Во-первых, капитализм — единственная система мирового масштаба, его производственные и рыночные отношения охватывают планету в целом. Все докапиталистические системы были локальными, хотя этот локус мог охватывать огромное пространство.

Во-вторых, капитализм — единственная социальная система, которая существует в трёх технических формах: доиндустриальной, индустриальной и гипериндустриальной. Не технология (элемент) определяет капитализм (целое), а капитализм как система диктует логику развития технологии и техники.

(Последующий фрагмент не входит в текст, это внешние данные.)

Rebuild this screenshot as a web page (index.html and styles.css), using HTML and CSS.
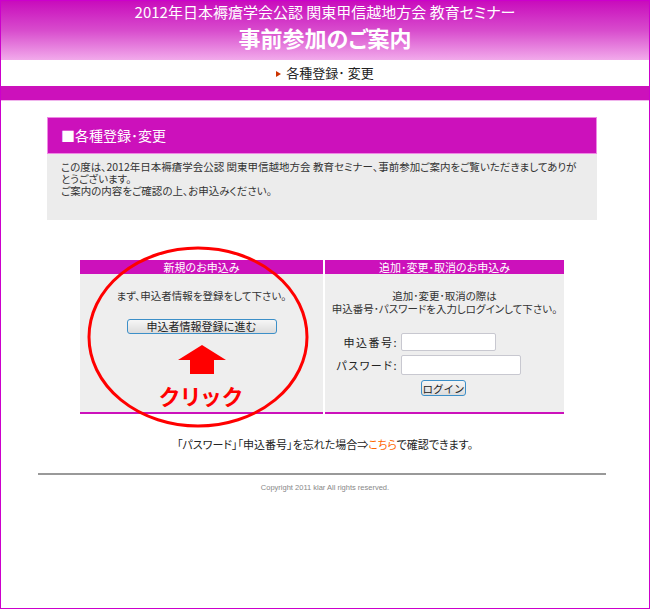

В-третьих, капитализм — единственная система, которая создаёт формы, качественно отличающиеся от неё. Речь идёт о таких докапиталистических формах, которые создаются самим капитализмом и в его интересах там, где до него их не существовало. Это плантационное рабство на юге североамериканских колоний и островов Карибского бассейна, квазифеодальные латифундии в Южной Америке и др. Капитализм создаёт их в соответствии с логикой своего развития, поэтому его мировая система — не гомогенно капиталистическая, а многоукладная.

В-четвёртых, капитализм — единственная система, которая может существовать как в «положительной» (капитализм), так и в «отрицательной» (системный антикапитализм — СССР, соцлагерь) формах.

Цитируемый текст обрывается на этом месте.